Varsity Big Event -
over the past 2 years we have had the opportunity to be apart of this great Scouting activity... 3 days of demonstrations, ending with a Scout cook off.....Here are some of the dishes we've prepared were:
over the past 2 years we have had the opportunity to be apart of this great Scouting activity... 3 days of demonstrations, ending with a Scout cook off.....Here are some of the dishes we've prepared were:
Biscuits & Gravy with Biscuit Bread
Biscuits & Gravy
1 pound of breakfast sausage, hot or mild
1/3 C All-purpose flour
3 to 4 cups Milk (more to taste)
½ teaspoon seasoned salt
2 teaspoons black pepper
Biscuits (see recipe below)
Brown the sausage in a 12” Dutch Oven over a high heat until no longer pink. Reduce your heat to a medium low. Sprinkle the flour over the meat, stir this so that it soaks up the grease. Stir this for a few minutes, then add the milk. Stir this constantly as the gravy will start to thicken, sprinkle the salt and pepper and continue to cook until thick. – If it gets too thick – add a little more milk to thin it out.

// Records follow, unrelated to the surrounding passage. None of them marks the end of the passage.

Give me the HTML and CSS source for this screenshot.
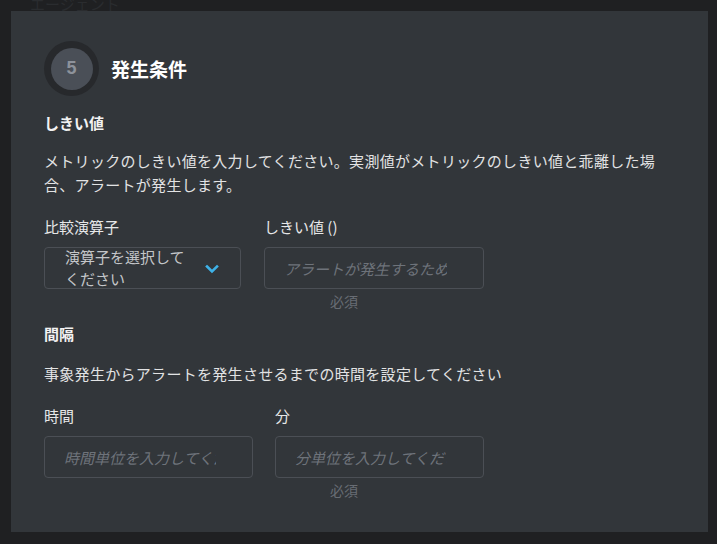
FILE: index.html
```html
<!DOCTYPE html>
<html lang="ja">
<head>
<meta charset="utf-8">
<link rel="stylesheet" href="styles.css">
</head>
<body>
<div class="ghost">エージェント</div>
<div class="panel">
  <div class="header">
    <div class="step"><div class="step-inner">5</div></div>
    <h2 class="title">発生条件</h2>
  </div>

  <h3 class="section-title">しきい値</h3>
  <p class="desc">メトリックのしきい値を入力してください。実測値がメトリックのしきい値と乖離した場合、アラートが発生します。</p>
  <div class="row row-one">
    <div class="field field-select">
      <label class="label">比較演算子</label>
      <div class="select">
        <span class="select-text">演算子を選択してください</span>
        <svg class="chevron" width="14" height="10" viewBox="0 0 14 10"><path d="M2 2.5 L7 7.5 L12 2.5" fill="none" stroke="#3eb2e8" stroke-width="2.6" stroke-linecap="square"/></svg>
      </div>
    </div>
    <div class="field field-thr">
      <label class="label">しきい値 ()</label>
      <div class="input"><span class="ph">アラートが発生するための値</span></div>
      <div class="req req-one">必須</div>
    </div>
  </div>

  <h3 class="section-title gap-top">間隔</h3>
  <p class="desc desc-two">事象発生からアラートを発生させるまでの時間を設定してください</p>
  <div class="row row-two">
    <div class="field field-h">
      <label class="label">時間</label>
      <div class="input"><span class="ph">時間単位を入力してください</span></div>
    </div>
    <div class="field field-m">
      <label class="label">分</label>
      <div class="input"><span class="ph">分単位を入力してください</span></div>
      <div class="req req-two">必須</div>
    </div>
  </div>
</div>
</body>
</html>
```

FILE: styles.css
```css
* { box-sizing: border-box; }
html, body { margin: 0; padding: 0; }
body {
  background: #1f2022;
  width: 717px;
  height: 544px;
  overflow: hidden;
  font-family: "Noto Sans CJK JP", "Noto Sans", sans-serif;
  color: #e6e7e8;
  position: relative;
}
.ghost {
  position: absolute;
  left: 30px;
  top: -5px;
  font-size: 15px;
  line-height: 18px;
  color: #2a2c2f;
}
.panel {
  position: relative;
  margin: 11px 0 0 11px;
  width: 697px;
  height: 521px;
  background: #32363a;
  padding: 30px 33px 0 33px;
}
.header {
  display: flex;
  align-items: center;
  gap: 12px;
}
.step {
  width: 55px;
  height: 55px;
  border-radius: 50%;
  background: #27292c;
  display: flex;
  align-items: center;
  justify-content: center;
}
.step-inner {
  width: 42px;
  height: 42px;
  border-radius: 50%;
  background: #4a4f57;
  color: #8d929b;
  font-family: "Liberation Sans", Arial, sans-serif;
  font-weight: bold;
  font-size: 18px;
  display: flex;
  align-items: center;
  justify-content: center;
}
.title {
  margin: 0;
  font-size: 19px;
  font-weight: bold;
  color: #ffffff;
}
.section-title {
  margin: 15px 0 0 0;
  font-size: 15px;
  font-weight: bold;
  line-height: 24px;
  color: #f2f2f2;
}
.section-title.gap-top { margin-top: 10px; }
.desc {
  margin: 14px 0 0 0;
  font-size: 15px;
  line-height: 24px;
  color: #e2e3e4;
  letter-spacing: 0.3px;
}
.desc-two { margin-top: 16px; }
.row {
  display: flex;
  margin-top: 18px;
}
.row-one { gap: 23px; }
.row-two { gap: 22px; }
.field { display: flex; flex-direction: column; }
.label {
  font-size: 15px;
  line-height: 24px;
  color: #e6e7e8;
  margin-bottom: 8px;
}
.field-select { width: 197px; }
.field-thr { width: 220px; }
.field-h, .field-m { width: 209px; }
.select, .input {
  height: 42px;
  border: 1px solid #4b4f55;
  border-radius: 4px;
  display: flex;
  align-items: center;
  overflow: hidden;
}
.select {
  padding: 0 21px 0 20px;
  justify-content: space-between;
}
.select-text {
  flex: none;
  width: 122px;
  font-size: 15px;
  line-height: 22px;
  height: 44px;
  color: #c4c6c9;
}
.chevron { flex: none; margin-top: 2px; }
.input { padding: 0 36px 0 19px; }
.ph {
  font-size: 15px;
  font-style: italic;
  color: #6e737a;
  white-space: nowrap;
  overflow: hidden;
  display: block;
  width: 100%;
}
.req {
  font-size: 14px;
  line-height: 22px;
  color: #686d74;
  margin-top: 1px;
}
.req-one { padding-left: 66px; }
.req-two { padding-left: 55px; }
```
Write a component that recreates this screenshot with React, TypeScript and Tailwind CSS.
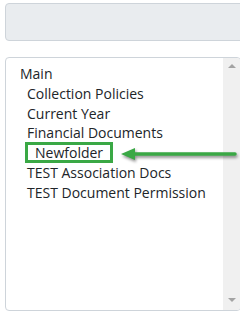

Spoon the gravy over warm biscuits.
Biscuit Bread
Credit:
Roger Heilmann
Wipe the inside of a do with some oil. Then lightly dust the sides and bottom with an all-purpose seasoning (like Mrs. Dash). Open a roll of refrigerator biscuits (the cheap ones work the best), and lay it in the Dutch oven on its side (like a roll of coins). Add another roll until you fill the outer ring. Don't overfill or they will be undercooked and doughy. Then fill the next ring the same way. I oiled an empty can and put it in the middle to help them cook all the way through, Then I turn them out onto a plate, much like a Bundt cake, and brush margarine or butter on the outside.